The exchange of emails is laid out in a 43-page report from the chairmen of five committees in the House of Representatives. Although the investigation was conducted by Republicans, leading some reporters and commentators to dismiss it, the report quotes directly from emails between top administration and intelligence officials, and it includes footnotes indicating the times the messages were sent. In some cases, the report did not provide the names of the senders, but The Weekly Standard has confirmed the identities of the authors of two critical emails—one indicating the main reason for the changes and the other announcing that the talking points would receive their final substantive rewrite at a meeting of top administration officials on Saturday, September 15.

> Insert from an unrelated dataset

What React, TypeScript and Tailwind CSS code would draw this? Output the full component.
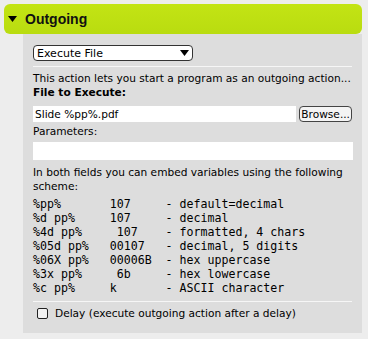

The White House provided the emails to members of the House and Senate intelligence committees for a limited time and with the stipulation that the documents were available for review only and would not be turned over to the committees. The White House and committee leadership agreed to that arrangement as part of a deal that would keep Republican senators from blocking the confirmation of John Brennan, the president’s choice to run the CIA. If the House report provides an accurate and complete depiction of the emails, it is clear that senior administration officials engaged in a wholesale rewriting of intelligence assessments about Benghazi in order to mislead the public. The Weekly Standard sought comment from officials at the White House, the State Department, and the CIA, but received none by press time. Within hours of the initial attack on the U.S. facility, the State Department Operations Center sent out two alerts. The first, at 4:05 p.m. (all times are Eastern Daylight Time), indicated that the compound was under attack; the second, at 6:08 p.m., indicated that Ansar al Sharia, an al Qaeda-linked terrorist group operating in Libya, had claimed credit for the attack. According to the House report, these alerts were circulated widely inside the government, including at the highest levels. The fighting in Benghazi continued for another several hours, so top Obama administration officials were told even as the fighting was taking place that U.S. diplomats and intelligence operatives were likely being attacked by al Qaeda-affiliated terrorists. A cable sent the following day, September 12, by the CIA station chief in Libya, reported that eyewitnesses confirmed the participation of Islamic militants and made clear that U.S. facilities in Benghazi had come under terrorist attack. It was this fact, along with several others, that top Obama officials would work so hard to obscure.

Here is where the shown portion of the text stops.